→ DIRECTIONS
Take each line containing "this" and report it exactly as written.

******************************

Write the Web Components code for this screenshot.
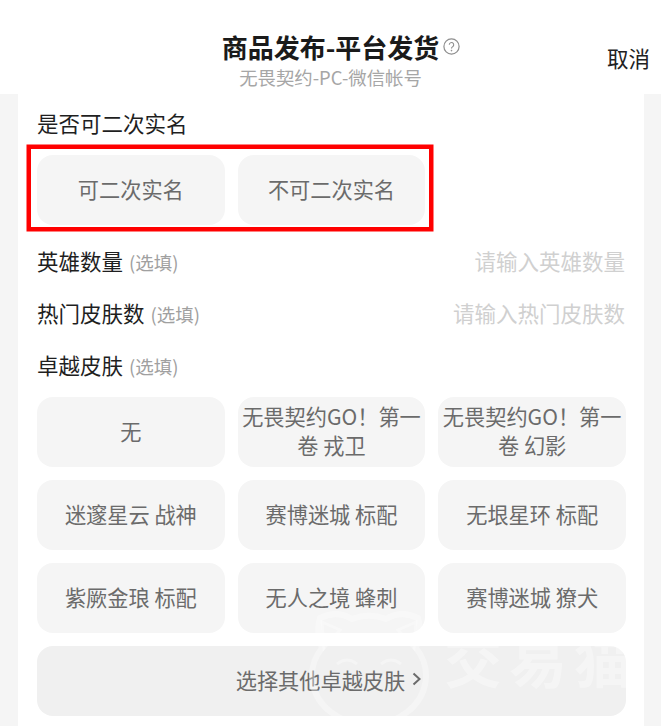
<!DOCTYPE html>
<html lang="zh">
<head>
<meta charset="utf-8">
<title>商品发布</title>
<style>
  html, body { margin: 0; padding: 0; height: 726px; overflow: hidden; background: #f5f5f5; }
  body { font-family: "Noto Sans CJK SC", "Noto Sans", sans-serif; color: #1c1c1c; position: relative; }
</style>
</head>
<body>
<template id="header-tpl">
  <style>
    :host { display: grid; grid-template-columns: 1fr auto 1fr; height: 94px; background: #fff; box-sizing: border-box; padding-top: 29px; }
    .center { grid-column: 2; display: flex; flex-direction: column; align-items: center; position: relative; }
    .title { font-size: 26px; line-height: 36px; font-weight: 700; color: #1a1a1a; }
    .sub { font-size: 18.4px; line-height: 24px; margin-top: 0; color: #a6a6a6; }
    .help { position: absolute; left: 100%; top: 9px; margin-left: 4px; width: 17px; height: 17px; }
    .cancel { justify-self: end; font-size: 21.5px; line-height: 30px; margin: 14px 11px 0 0; color: #222; }
  </style>
  <div class="center">
    <div class="title"><slot name="title"></slot></div>
    <svg class="help" viewBox="0 0 17 17" fill="none" stroke="#8e8e8e">
      <circle cx="8.5" cy="8.5" r="7.6" stroke-width="1.2"/>
      <path d="M6.3 6.8a2.2 2.2 0 1 1 3.4 1.8c-.8.5-1.2.9-1.2 1.8" stroke-width="1.1"/>
      <circle cx="8.5" cy="12.6" r=".6" fill="#8e8e8e" stroke-width=".4"/>
    </svg>
    <div class="sub"><slot name="sub"></slot></div>
  </div>
  <div class="cancel"><slot name="cancel"></slot></div>
</template>

<template id="label-tpl">
  <style>
    :host { display: flex; align-items: center; height: 52px; font-size: 21.5px; color: #1f1f1f; justify-content: space-between; }
    .text { margin-bottom: 4px; }
    .hint { font-size: 18.5px; color: #a0a0a0; margin-left: 6px; }
    .ph { font-size: 21.5px; color: #d0d0d0; margin: 0 1px 4px 0; }
  </style>
  <div class="text"><slot></slot><span class="hint"></span></div>
  <div class="ph"></div>
</template>

<template id="grid-tpl">
  <style>
    :host { display: grid; grid-template-columns: repeat(3, 1fr); gap: 13px; }
  </style>
  <slot></slot>
</template>

<template id="option-tpl">
  <style>
    :host { display: flex; align-items: center; justify-content: center; height: 70px; border-radius: 16px; background: #f5f5f5; color: #6b6b6b; font-size: 21.2px; line-height: 29px; text-align: center; box-sizing: border-box; padding: 0 2px 4px; }
    :host([wide]) { grid-column: 1 / -1; background: #f0f0f0; padding-right: 7px; }
  </style>
  <slot></slot>
</template>

<template id="form-tpl">
  <style>
    :host { display: block; margin: 0 17px 0 18px; height: 632px; background: #fff; box-sizing: border-box; padding: 4px 18px 0 19px; position: relative; }
    .mark { position: absolute; left: 8px; top: 50px; width: 408px; height: 88px; pointer-events: none; }
  </style>
  <slot></slot>
  <svg class="mark" viewBox="0 0 408 88" fill="none"><rect x="2.75" y="2.75" width="402.5" height="82.5" stroke="#ff0000" stroke-width="4.5"/></svg>
</template>

<template id="watermark-tpl">
  <style>
    :host { position: absolute; left: 300px; top: 600px; width: 340px; height: 126px; pointer-events: none; display: block; }
    svg { position: absolute; left: 4px; top: 6px; width: 130px; height: 116px; }
    .txt { position: absolute; left: 144px; top: 16px; font-size: 58px; line-height: 84px; letter-spacing: 7px; font-weight: 700; color: rgba(255,255,255,.36); white-space: nowrap; }
  </style>
  <svg viewBox="0 0 130 116" fill="none" stroke="rgba(255,255,255,.34)" stroke-width="6">
    <path d="M16 12c12-6 22-5 32 1a46 46 0 0 1 34 0c10-6 20-7 32-1 3 10 2 20-2 30a57 49 0 1 1-94 0c-4-10-5-20-2-30z"/>
    <path d="M18 16l18 8-16 18zM112 16l-18 8 16 18z" stroke-width="3"/>
    <path d="M33 58q10-8 20 0M77 58q10-8 20 0" stroke-width="3"/>
  </svg>
  <div class="txt">交易猫</div>
</template>

<script>
function define(name, tplId, onConnect) {
  class El extends HTMLElement {
    constructor() {
      super();
      const root = this.attachShadow({mode: "open"});
      root.appendChild(document.getElementById(tplId).content.cloneNode(true));
    }
    connectedCallback() {
      if (onConnect) onConnect(this, this.shadowRoot);
    }
  }
  customElements.define(name, El);
}

define("app-header", "header-tpl");
define("form-panel", "form-tpl");
define("option-grid", "grid-tpl");
define("option-btn", "option-tpl");
define("water-mark", "watermark-tpl");
define("field-row", "label-tpl", (el, root) => {
  root.querySelector(".hint").textContent = el.getAttribute("hint") || "";
  root.querySelector(".ph").textContent = el.getAttribute("placeholder") || "";
});
</script>

<app-header>
  <span slot="title">商品发布-平台发货</span>
  <span slot="sub">无畏契约-PC-微信帐号</span>
  <span slot="cancel">取消</span>
</app-header>

<form-panel>
  <field-row>是否可二次实名</field-row>
  <option-grid style="margin-top:5px">
    <option-btn>可二次实名</option-btn>
    <option-btn>不可二次实名</option-btn>
  </option-grid>
  <field-row hint="(选填)" placeholder="请输入英雄数量" style="margin-top:11px">英雄数量</field-row>
  <field-row hint="(选填)" placeholder="请输入热门皮肤数">热门皮肤数</field-row>
  <field-row hint="(选填)">卓越皮肤</field-row>
  <option-grid style="margin-top:5px">
    <option-btn>无</option-btn>
    <option-btn>无畏契约GO！第一卷 戎卫</option-btn>
    <option-btn>无畏契约GO！第一卷 幻影</option-btn>
    <option-btn>迷邃星云 战神</option-btn>
    <option-btn>赛博迷城 标配</option-btn>
    <option-btn>无垠星环 标配</option-btn>
    <option-btn>紫厥金琅 标配</option-btn>
    <option-btn>无人之境 蜂刺</option-btn>
    <option-btn>赛博迷城 獠犬</option-btn>
    <option-btn wide>选择其他卓越皮肤<svg viewBox="0 0 10 16" fill="none" stroke="#6b6b6b" stroke-width="2" style="width:10px;height:16px;margin-left:7px"><path d="M1.5 2.5l6 5.5-6 5.5"/></svg></option-btn>
  </option-grid>
</form-panel>

<water-mark></water-mark>
</body>
</html>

******************************

→ OUTPUT BELOW
Write the Web Components code for this screenshot.
      const root = this.attachShadow({mode: "open"});
      if (onConnect) onConnect(this, this.shadowRoot);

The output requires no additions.